Stevie Ray Vaughan était le dernier représentant d'une race disparue, une continuité de guitaristes de blues qui s'étendait de Robert Johnson et Son House jusqu'au blues électrique des années 50, l'invasion britannique des années 60, la période creuse pour le blues des années 70 et, enfin, les années 80 via MTV avec Vaughan. Il y a eu des guitaristes de blues depuis, mais aucun n'a dominé le genre comme Stevie l'a fait, aucun n'est entré dans les radios de rock classique de la même manière. Mais il était aussi à l'orée de quelque chose, venant tout juste de se trouver, nouvellement sobre, lorsque son hélicoptère s'est écrasé en quittant Alpine Valley après un concert. Il n'est pas seulement un Guitar Hero, il est un What If? aussi.
Vaughan avait déjà accompli ses 10 000 heures d'apprentissage au moment où il sortait son premier LP, Texas Flood, l'album de blues le plus important et certainement le plus percutant des 40 dernières années. Il n'y a même pas un disque qui s'en approche ; le seul qui conteste sa suprématie est Couldn’t Stand the Weather, le deuxième album de Stevie.
Texas Flood est toutefois singulièrement important en raison des avancées esthétiques qu'il annonce dès les premières mesures de son premier single et deuxième chanson, “Pride and Joy”, une chanson qui ne commence pas tant qu'elle décolle, un riff d'ouverture frappant le plexus solaire comme un moteur de 747 au sommet du crâne. Stevie fut le premier guitariste de blues à atteindre l'âge adulte dans un monde post-rock qui semblait absorber toutes ses tendances. C'était de la musique blues qui pouvait vous écraser comme un concert live de Zeppelin, avec plus de pyrotechnie qu'un spectacle de la WWF au Madison Square Garden, avec plus d'allure que les New York Dolls, Kiss et Motley Crue réunis, et qui sonnait comme les années 80. Stevie et son groupe étaient notoirement si bruyants que le président du célèbre label de blues Alligator Records les a refusés, plus d'une fois. Texas Flood sonnait comme des actions et des obligations, il sonnait comme un Nouveau Jour en Amérique, il sonnait comme de la cocaïne achetée bon marché à quelqu'un ayant une connexion directe avec Escobar lui-même. C'était un blues suffisamment audacieux pour paraître grand et, faute d'un meilleur terme, badass, mais aussi pour rendre hommage aux prédécesseurs qui l'ont précédé. C'était un véritable chameau du blues passant par le chas de l'aiguille, un moment unique dans la vie du parfait interprète venant au moment parfait. Chaque album de blues depuis a dû au moins composer avec son existence, une comète menaçante au-dessus de tout ce que chaque guitariste de blues a fait depuis.

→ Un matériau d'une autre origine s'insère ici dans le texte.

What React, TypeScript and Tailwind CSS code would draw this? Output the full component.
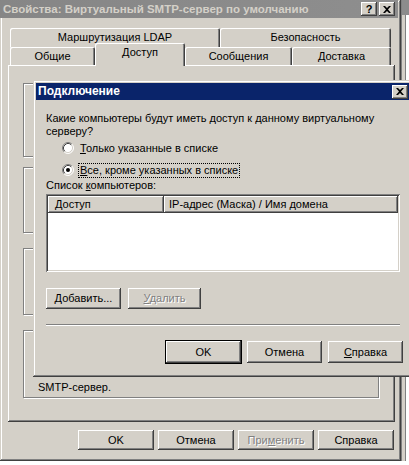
import React from "react";

const raised =
  "shadow-[inset_-1px_-1px_0_#404040,inset_1px_1px_0_#ffffff,inset_-2px_-2px_0_#808080]";
const windowEdge =
  "shadow-[inset_-1px_-1px_0_#404040,inset_1px_1px_0_#d4d0c8,inset_-2px_-2px_0_#808080,inset_2px_2px_0_#ffffff]";
const sunken =
  "shadow-[inset_1px_1px_0_#808080,inset_-1px_-1px_0_#ffffff,inset_2px_2px_0_#404040,inset_-2px_-2px_0_#d4d0c8]";
const tabEdge =
  "shadow-[inset_1px_1px_0_#ffffff,inset_-1px_0_0_#404040,inset_-2px_0_0_#808080] rounded-t-[2px]";
const groupEdge = "border border-[#808080] shadow-[1px_1px_0_#ffffff,inset_1px_1px_0_#ffffff]";

const Btn = ({
  children,
  className = "",
  disabled = false,
  def = false,
}: {
  children: React.ReactNode;
  className?: string;
  disabled?: boolean;
  def?: boolean;
}) => (
  <div
    className={`flex items-center justify-center bg-[#d4d0c8] ${raised} ${def ? "outline outline-1 outline-black" : ""} ${
      disabled ? "text-[#808080] [text-shadow:1px_1px_0_#ffffff]" : "text-black"
    } ${className}`}
  >
    {children}
  </div>
);

const Radio = ({ checked }: { checked?: boolean }) => (
  <svg width="12" height="12" viewBox="0 0 12 12" className="shrink-0">
    <circle cx="6" cy="6" r="5" fill="#ffffff" />
    <path d="M2.11 9.89 A5.5 5.5 0 0 1 9.89 2.11" fill="none" stroke="#808080" />
    <path d="M9.89 2.11 A5.5 5.5 0 0 1 2.11 9.89" fill="none" stroke="#ffffff" />
    <path d="M2.82 9.18 A4.5 4.5 0 0 1 9.18 2.82" fill="none" stroke="#404040" />
    <path d="M9.18 2.82 A4.5 4.5 0 0 1 2.82 9.18" fill="none" stroke="#d4d0c8" />
    {checked && <circle cx="6" cy="6" r="2" fill="#000000" />}
  </svg>
);

const CloseGlyph = () => (
  <svg width="8" height="7" viewBox="0 0 8 7">
    <path d="M0 0 L2 0 L4 2 L6 0 L8 0 L5 3.5 L8 7 L6 7 L4 5 L2 7 L0 7 L3 3.5 Z" fill="#000000" />
  </svg>
);

export default function App() {
  return (
    <div className="relative w-[409px] h-[465px] overflow-hidden bg-white font-['Liberation_Sans',Arial,sans-serif] text-[11px] leading-[13px] text-black">
      <div className="flex h-[461px]">
        {/* main properties window */}
        <div className={`w-[401px] h-full bg-[#d4d0c8] flex flex-col ${windowEdge}`}>
          <div className="h-[18px] mr-[3px] flex items-center pl-[3px] pr-[3px] bg-gradient-to-r from-[#868686] to-[#8e8e8e]">
            <span className="flex-1 font-bold text-[11.5px] text-[#d4d0c8] whitespace-nowrap">
              Свойства: Виртуальный SMTP-сервер по умолчанию
            </span>
            <div className={`w-[16px] h-[14px] flex items-center justify-center bg-[#d4d0c8] font-bold text-[11px] ${raised}`}>
              ?
            </div>
            <div className={`w-[16px] h-[14px] ml-[2px] flex items-center justify-center bg-[#d4d0c8] ${raised}`}>
              <CloseGlyph />
            </div>
          </div>

          <div className="pl-[8px] pr-[6px] pt-[10px]">
            {/* back row of tabs */}
            <div className="flex pl-[2px] h-[19px]">
              <div className={`w-[210px] h-[24px] flex justify-center pt-[3px] bg-[#d4d0c8] ${tabEdge}`}>
                Маршрутизация LDAP
              </div>
              <div className={`w-[171px] h-[24px] flex justify-center pt-[3px] bg-[#d4d0c8] ${tabEdge}`}>
                Безопасность
              </div>
            </div>
            {/* front row of tabs */}
            <div className="relative z-10 flex items-end pl-[2px] h-[18px]">
              <div className={`w-[85px] h-[18px] flex justify-center pt-[3px] bg-[#d4d0c8] ${tabEdge}`}>Общие</div>
              <div className={`w-[90px] h-[23px] -mb-[1px] flex justify-center pt-[3px] bg-[#d4d0c8] ${tabEdge}`}>
                Доступ
              </div>
              <div className={`w-[107px] h-[18px] flex justify-center pt-[3px] bg-[#d4d0c8] ${tabEdge}`}>Сообщения</div>
              <div className={`w-[99px] h-[18px] flex justify-center pt-[3px] bg-[#d4d0c8] ${tabEdge}`}>Доставка</div>
            </div>

            {/* tab page */}
            <div className={`w-[387px] h-[357px] pl-[15px] pr-[16px] pt-[18px] flex flex-col ${raised}`}>
              <div className={`h-[74px] ${groupEdge}`} />
              <div className={`h-[66px] mt-[10px] ${groupEdge}`} />
              <div className={`h-[67px] mt-[15px] ${groupEdge}`} />
              <div className={`h-[68px] mt-[15px] flex flex-col justify-end pl-[14px] pb-[3px] ${groupEdge}`}>
                <span>SMTP-сервер.</span>
              </div>
            </div>
          </div>

          <div className="flex gap-[4px] pl-[78px] mt-[8px]">
            <Btn className="w-[76px] h-[20px]">OK</Btn>
            <Btn className="w-[76px] h-[20px]">Отмена</Btn>
            <Btn className="w-[76px] h-[20px]" disabled>
              <span>
                При<u>м</u>енить
              </span>
            </Btn>
            <Btn className="w-[76px] h-[20px]">Справка</Btn>
          </div>
        </div>

        {/* edge of the window behind */}
        <div className="w-[8px] flex flex-col border-l border-[#808080]">
          <div className="h-[15px] bg-[#8c8c8c]" />
          <div className="flex-1 bg-[#d4d0c8] border-r border-[#808080] mr-[3px]" />
        </div>
      </div>

      {/* modal dialog */}
      <div className={`absolute left-[33px] top-[80px] w-[380px] h-[297px] bg-[#d4d0c8] p-[3px] flex flex-col ${windowEdge}`}>
        <div className="h-[17px] flex items-center pl-[2px] pr-[2px] bg-[#0a246a]">
          <span className="flex-1 font-bold text-white text-[12px]">Подключение</span>
          <div className={`w-[16px] h-[14px] flex items-center justify-center bg-[#d4d0c8] ${raised}`}>
            <CloseGlyph />
          </div>
        </div>

        <div className="pl-[10px] pt-[12px] flex flex-col">
          <p>Какие компьютеры будут иметь доступ к данному виртуальному</p>
          <p>серверу?</p>

          <div className="flex items-center h-[14px] mt-[3px] pl-[16px] gap-[5px]">
            <Radio />
            <span className="px-[1px]">
              <u>Т</u>олько указанные в списке
            </span>
          </div>
          <div className="flex items-center h-[14px] mt-[8px] pl-[16px] gap-[4px]">
            <Radio checked />
            <span className="px-[1px] border border-dotted border-black">
              <u>В</u>се, кроме указанных в списке
            </span>
          </div>

          <p className="mt-[2px]">
            Список <u>к</u>омпьютеров:
          </p>

          <div className={`w-[354px] h-[78px] mt-[2px] bg-white p-[2px] ${sunken}`}>
            <div className="flex h-[17px]">
              <div className={`w-[116px] bg-[#d4d0c8] flex items-center pl-[7px] ${raised}`}>Доступ</div>
              <div className={`flex-1 bg-[#d4d0c8] flex items-center pl-[5px] ${raised}`}>
                IP-адрес (Маска) / Имя домена
              </div>
            </div>
          </div>

          <div className="flex gap-[7px] mt-[16px]">
            <Btn className="w-[75px] h-[21px]">
              <span>
                <u>Д</u>обавить...
              </span>
            </Btn>
            <Btn className="w-[73px] h-[21px]" disabled>
              <span>
                <u>У</u>далить
              </span>
            </Btn>
          </div>

          <div className="w-[354px] h-[2px] mt-[15px] border-t border-[#808080] border-b border-b-white" />

          <div className="flex gap-[6px] mt-[15px] pl-[120px]">
            <Btn className="w-[75px] h-[22px]" def>
              OK
            </Btn>
            <Btn className="w-[75px] h-[22px]">Отмена</Btn>
            <Btn className="w-[75px] h-[22px]">
              <span>
                <u>С</u>правка
              </span>
            </Btn>
          </div>
        </div>
      </div>
    </div>
  );
}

Mais cette histoire mythique et cette aura voilent l'homme au centre de tout cela. Parce qu'après tout, Texas Flood est, en fin de compte, l'histoire d'un garçon du Texas qui s'élève, partant d'Austin pour conquérir le monde, grâce à sa guitare.
Né à Dallas en 1954, Vaughan et son frère aîné Jimmie étaient des enfants obsédés par le blues, élevés au blues texan, un genre plus ou moins isolé du monde du blues plus large, car ses plus grands artistes — Freddie King, Lightnin’ Hopkins et T-Bone Walker — pouvaient gagner confortablement leur vie en tournant dans les juke joints du Lone Star State. Finalement, le swing associé au blues texan serait absorbé dans le blues de Chicago via la grande migration, mais les garçons du Texas restèrent les meilleurs pour en capturer le véritable esprit ; si le blues de Chicago pouvait swinguer, le blues texan swangait, rythmiquement bancal et aussi unique que les explorations sonores produites par les producteurs de rap texans comme DJ Screw des décennies plus tard.
Les Vaughan ont étudié les grands du blues texan, et ont incorporé un géant de l'extérieur à leur canon : Albert King, dont la maîtrise du bending des cordes parlait toujours la lingua franca du blues texan autant que le Delta. Cette combinaison a instantanément fait des frères des géants de la scène blues texane.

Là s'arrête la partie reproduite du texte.